The role of the hospice volunteer in community settings

Draper, Janet; Kernohan, George; McNamara, Aine and Komaromy, Carol (2014). The role of the hospice volunteer in community settings. In: Knowledge Exchange Seminar Series, 9 Feb 2014, Northern Ireland Assembly, Stormont, Belfast.



In the UK, there are between 70,000 and 100,000 hospice volunteers, of whom half have direct patient contact. This seminar draws on a commissioned literature review that highlighted how ‘volunteering is integral to voluntary action and often motivated by altruism.’ The review concluded that hospice at home volunteers can help improve the quality of responsiveness of end of life care, improve access to care and can support care and death in the person’s own home. Volunteers gain health and social benefits and personal growth from their volunteering and the patients and carers they support also gain benefits over and above the care they receive. Volunteers also bring benefits to the hospice as an organisation and to the local community, providing a link between the two and enabling the hospice to be more sensitive and responsive to local needs.
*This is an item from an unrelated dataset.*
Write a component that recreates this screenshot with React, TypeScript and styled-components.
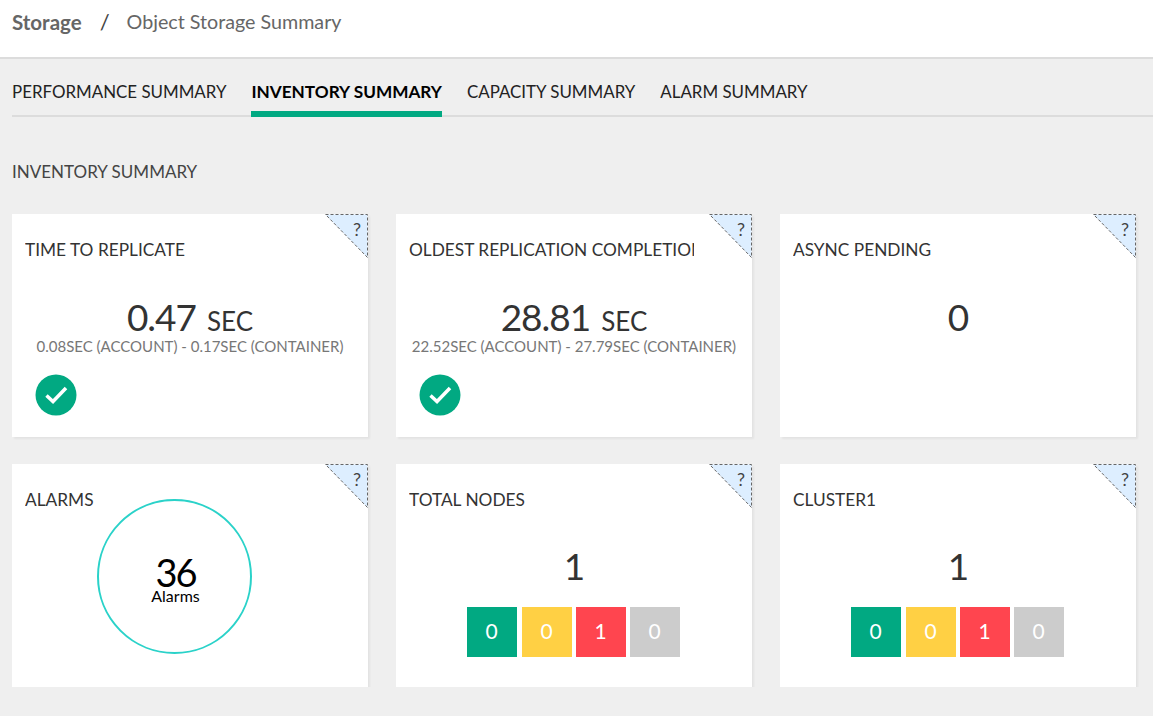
import React from 'react';
import styled, { createGlobalStyle } from 'styled-components';

const GlobalStyle = createGlobalStyle`
  html, body {
    margin: 0;
    padding: 0;
    background: #efefef;
    font-family: 'Lato', 'Noto Sans', Arial, sans-serif;
    color: #333;
  }
`;

const Header = styled.header`
  height: 47px;
  padding: 10px 12px 0;
  background: #fff;
  border-bottom: 2px solid #dcdcdc;
  display: flex;
  line-height: 24px;
  color: #666;
`;

const Crumb = styled.span<{ $bold?: boolean }>`
  font-size: ${({ $bold }) => ($bold ? '20.5px' : '19.7px')};
  font-weight: ${({ $bold }) => ($bold ? 700 : 400)};
`;

const Slash = styled.span`
  margin: 0 17px 0 18px;
  font-size: 22px;
  color: #444;
`;

const Tabs = styled.nav`
  display: flex;
  align-items: flex-start;
  gap: 25px;
  margin: 18px 0 0 12px;
  height: 38px;
  border-bottom: 2px solid #dcdcdc;
`;

const Tab = styled.div<{ $active?: boolean }>`
  height: 34px;
  line-height: 30px;
  font-size: ${({ $active }) => ($active ? '17.2px' : '16.9px')};
  white-space: nowrap;
  color: ${({ $active }) => ($active ? '#000' : '#222')};
  font-weight: ${({ $active }) => ($active ? 700 : 400)};
  border-bottom: 6px solid ${({ $active }) => ($active ? '#01a982' : 'transparent')};
`;

const SectionTitle = styled.h2`
  margin: 43px 0 30px 12px;
  font-size: 17px;
  line-height: 24px;
  font-weight: 400;
  color: #444;
`;

const Grid = styled.main`
  display: grid;
  grid-template-columns: repeat(3, 356px);
  grid-auto-rows: 223px;
  column-gap: 28px;
  row-gap: 27px;
  margin-left: 12px;
`;

const Card = styled.section`
  position: relative;
  box-sizing: border-box;
  padding: 26px 13px 0;
  background: #fff;
  box-shadow: 2px 2px 2px rgba(0, 0, 0, 0.05);
`;

const HelpCorner = styled.div`
  position: absolute;
  top: 0;
  right: 0;
  width: 43px;
  height: 44px;
  font-size: 18px;
  color: #444;
`;

const HelpMark = styled.span`
  position: absolute;
  top: 6px;
  right: 7px;
  line-height: 18px;
`;

const Title = styled.h3`
  margin: 0;
  max-width: 285px;
  overflow: hidden;
  white-space: nowrap;
  font-size: 17.3px;
  line-height: 20px;
  font-weight: 400;
  color: #333;
`;

const Value = styled.div<{ $compact?: boolean }>`
  margin-top: ${({ $compact }) => ($compact ? '32px' : '33px')};
  text-align: center;
  font-size: 37px;
  letter-spacing: -1px;
  line-height: 48px;
  color: #333;
`;

const Unit = styled.span`
  margin-left: 11px;
  font-size: 26px;
  letter-spacing: 0;
  line-height: 1;
`;

const Detail = styled.div`
  text-align: center;
  font-size: 15px;
  line-height: 20px;
  margin-top: -5px;
  color: #777;
`;

const CheckBadge = styled.svg`
  display: block;
  width: 42px;
  height: 42px;
  margin: 18px 0 0 10px;
`;

const AlarmBody = styled.div`
  display: flex;
  align-items: flex-start;
  gap: 3px;
`;

const AlarmRing = styled.div`
  box-sizing: border-box;
  flex: none;
  width: 155px;
  height: 155px;
  margin-top: 9px;
  border: 2.5px solid #2ad2c9;
  border-radius: 50%;
  display: flex;
  flex-direction: column;
  align-items: center;
  justify-content: center;
  color: #000;
`;

const AlarmCount = styled.div`
  font-size: 38px;
  letter-spacing: -2px;
  line-height: 30px;
  margin-left: 3px;
  margin-top: 9px;
`;

const AlarmLabel = styled.div`
  font-size: 16px;
  line-height: 18px;
  margin-left: 3px;
`;

const Statuses = styled.div`
  display: flex;
  justify-content: center;
  gap: 4px;
  margin-top: 17px;
  padding-right: 2px;
`;

const Status = styled.div<{ $color: string; $first?: boolean }>`
  width: 50px;
  height: 50px;
  margin-right: ${({ $first }) => ($first ? '1px' : 0)};
  background: ${({ $color }) => $color};
  color: #fff;
  font-size: 21px;
  line-height: 47px;
  text-align: center;
`;

const Help = () => (
  <HelpCorner>
    <svg width="43" height="44" viewBox="0 0 43 44">
      <polygon
        points="0.5,0.5 42.5,0.5 42.5,43.5"
        fill="#ddeeff"
        stroke="#666"
        strokeWidth="1"
        strokeDasharray="3 2"
      />
    </svg>
    <HelpMark>?</HelpMark>
  </HelpCorner>
);

const Check = () => (
  <CheckBadge viewBox="0 0 42 42">
    <circle cx="21" cy="21" r="20.5" fill="#01a982" />
    <path d="M11.5 21.5l6.5 6L31 14" fill="none" stroke="#fff" strokeWidth="3.5" />
  </CheckBadge>
);

const statuses = [
  { color: '#01a982', value: 0 },
  { color: '#ffd044', value: 0 },
  { color: '#ff454f', value: 1 },
  { color: '#cccccc', value: 0 },
];

const StatusRow = () => (
  <Statuses>
    {statuses.map((s, i) => (
      <Status key={i} $color={s.color} $first={i === 0}>
        {s.value}
      </Status>
    ))}
  </Statuses>
);

const App: React.FC = () => (
  <>
    <GlobalStyle />
    <Header>
      <Crumb $bold>Storage</Crumb>
      <Slash>/</Slash>
      <Crumb>Object Storage Summary</Crumb>
    </Header>
    <Tabs>
      <Tab>PERFORMANCE SUMMARY</Tab>
      <Tab $active>INVENTORY SUMMARY</Tab>
      <Tab>CAPACITY SUMMARY</Tab>
      <Tab>ALARM SUMMARY</Tab>
    </Tabs>
    <SectionTitle>INVENTORY SUMMARY</SectionTitle>
    <Grid>
      <Card>
        <Help />
        <Title>TIME TO REPLICATE</Title>
        <Value>
          0.47<Unit>SEC</Unit>
        </Value>
        <Detail>0.08SEC (ACCOUNT) - 0.17SEC (CONTAINER)</Detail>
        <Check />
      </Card>
      <Card>
        <Help />
        <Title>OLDEST REPLICATION COMPLETION TIME</Title>
        <Value>
          28.81<Unit>SEC</Unit>
        </Value>
        <Detail>22.52SEC (ACCOUNT) - 27.79SEC (CONTAINER)</Detail>
        <Check />
      </Card>
      <Card>
        <Help />
        <Title>ASYNC PENDING</Title>
        <Value>0</Value>
      </Card>
      <Card>
        <Help />
        <AlarmBody>
          <Title>ALARMS</Title>
          <AlarmRing>
            <AlarmCount>36</AlarmCount>
            <AlarmLabel>Alarms</AlarmLabel>
          </AlarmRing>
        </AlarmBody>
      </Card>
      <Card>
        <Help />
        <Title>TOTAL NODES</Title>
        <Value $compact>1</Value>
        <StatusRow />
      </Card>
      <Card>
        <Help />
        <Title>CLUSTER1</Title>
        <Value $compact>1</Value>
        <StatusRow />
      </Card>
    </Grid>
  </>
);

export default App;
The seminar will highlight further work that would seek to provide empirical, qualitative data on the role of the volunteer in two community settings, England and Northern Ireland, and would aim to explore the differences and similarities in these two community contexts.

For the purposes of this seminar the following definition of volunteering in end of life care is used:
‘volunteering in end of life care is unpaid activity conducted for the benefit of others beyond close relatives provided in connection to an organisation that provides end of life care, support or services.’ (Naylor et al. 2013, p.2).